Clinton told the Nixon library interviewer that “we did not know how this was going to end up. I certainly didn’t. I didn’t come into it with any preconceived notions that … this was going to be easy, we’re going to lay out all this stuff and the House will impeach and [Nixon] will be convicted in the Senate. I certainly didn’t. I don’t know anybody who did,” who was on the 1974 impeachment team.
But Pelosi disclosed her verdict the day she announced the official impeachment inquiry, “This week, the president has admitted to asking the president of Ukraine to take actions which would benefit him politically.
“The actions of the Trump presidency revealed the dishonorable fact of the president’s betrayal of his oath of office, betrayal of our national security, and betrayal of the integrity of our elections. Therefore, today, I am announcing the House of Representatives moving forward with an official impeachment inquiry.”
Her Sept. 24 announcement was based in great part on media reports about a whistleblower complaint that hadn’t yet been provided to Congress, though it would later be learned the whistleblower had in fact consulted weeks earlier with Democratic staffers on the impeachment effort.

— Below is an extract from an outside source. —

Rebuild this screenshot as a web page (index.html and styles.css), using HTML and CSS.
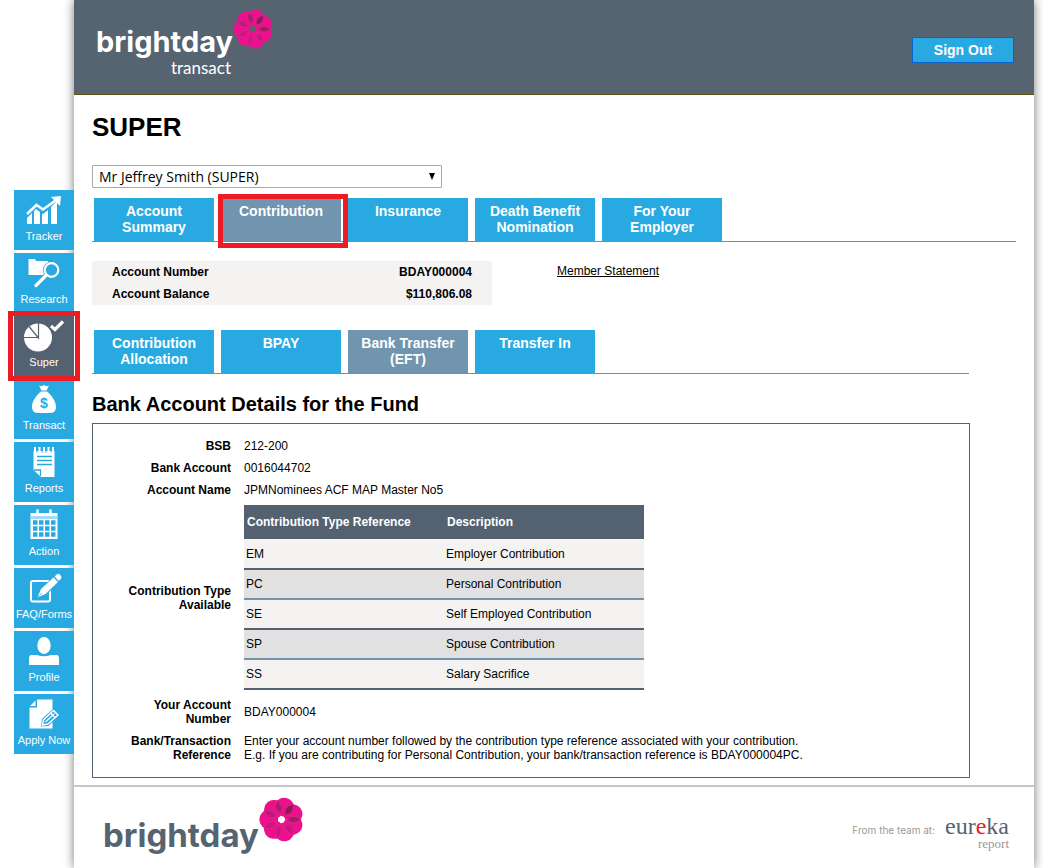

The next day, Pelosi said she also hadn’t read the transcript of Trump’s July 25 call to Ukrainian President Volodymyr Zelensky, which Trump had made public earlier in the day.
Even so, Pelosi reiterated what she declared the previous day, saying, “The fact is, the president of the United States, in breach of his constitutional responsibilities, has asked a foreign government to help him in his political campaign, at the expense of our national security, as well as undermining the integrity of our elections. That cannot stand. He will be held accountable, no one is above the law.”
No Partisan Purposes
Second is a closely related factor about adjuring partisanship as a threat to the credibility of the impeachment effort.
Clinton said in the interview, “Restrain yourself from grandstanding and holding news conferences and playing to your base.”
“This goes way beyond whose side … you’re on or who’s on your side. And try to be faithful purveyors of the history and the solemnity of the process.”
Clinton also told the Nixon library interviewer that in reviewing the previous presidential impeachment effort, she and her colleagues realized “there was a lot wrong with what was done to [President] Andrew Johnson. … It was more than it should have been, in our assessment, a proceeding based on politics, not on evidence of high crimes and misdemeanors.”
Clinton and her colleagues repeatedly touted the importance of bipartisanship, including in the report’s opening paragraphs, noting the 410–4 vote by the House of Representatives on Feb. 6, 1974, to authorize the impeachment process.
The report emphasized that “this action was not partisan. It was supported by the overwhelming majority of both political parties. Nor was it intended to obstruct or weaken the President.”
In the Nixon Library interview, Clinton repeatedly praised the impeachment committee’s staff director, John Doar, a Republican-turned-Independent who had served in the civil rights division of the Department of Justice during Kennedy and Johnson administrations.
Doar, she said, rigorously enforced a bipartisan approach with the staff, a lesson she thinks was unfortunately lost in succeeding years.
“That lesson was not learned. And that’s why I think it’s important to keep talking about how serious this is. It should not be done for political, partisan purposes, so those who did it in the late 1990s and those who talk about it now should go back and study the painstaking approach” of the 1974 process.
No Tampering With Evidence
Clinton approvingly told the Nixon interviewer that Doar believed in 1974 that “the whole enterprise really turned on there being sufficient evidence, not necessarily to the level of being beyond a reasonable doubt … but certainly enough to be persuasive, clear and convincing.”
The 1974 report on which Clinton worked also declared that “not all presidential misconduct is sufficient to constitute grounds for impeachment.”
That reality put a premium on the staff presenting solidly credible reasoning and evidence to members of the committee prior to their voting on articles of impeachment, Clinton said.
Even so, Pelosi declared her pride in House Select Committee on Intelligence Chairman Rep. Adam Schiff (D-Calif.), saying, “I’m very proud of the work that Adam Schiff is doing. I value the way he is conducting this.”
Pelosi’s pride in Schiff’s conduct was made clear after he had made up his own version of the Trump call transcript, which he read during a hearing on national television. Schiff conceded a few hours later that his version was in fact a “fable.”
As of this writing, 135 House Republicans have co-sponsored a resolution to censure the intelligence panel chairman. Republicans on the intelligence committee also claim Schiff is withholding evidence while allowing carefully slanted leaks from testimony given to the committee behind closed doors.
No Denial of Due Process
Clinton added in the Nixon library interview that “we were trying to impose an understanding of the law and history, combined with a process that would be viewed as fair, providing due process to the president if articles of impeachment were decided.”
Schiff’s secret meetings to hear testimony from selected witnesses while barring witnesses sought by Republicans on the committee has drawn particular ire.
Some legal experts see unfortunate parallels between the speaker’s actions and England’s infamous Star Chamber Court during the reign of Charles I.
“We established basic rules of due process in this country in order to avoid the way things had been done in England with secret, anonymous accusations, with witnesses you couldn’t confront and cross-examine,” Heritage Foundation senior fellow Hans von Spakovsky told The Epoch Times on Oct. 15.
“I mean, all the kinds of things the way Star Chambers operated, and even though impeachment isn’t a legal prosecution or legal case in the courts, it is such a serious undertaking, with such substantial consequences that those same basic rules of due process should apply even more so than in court,” he said.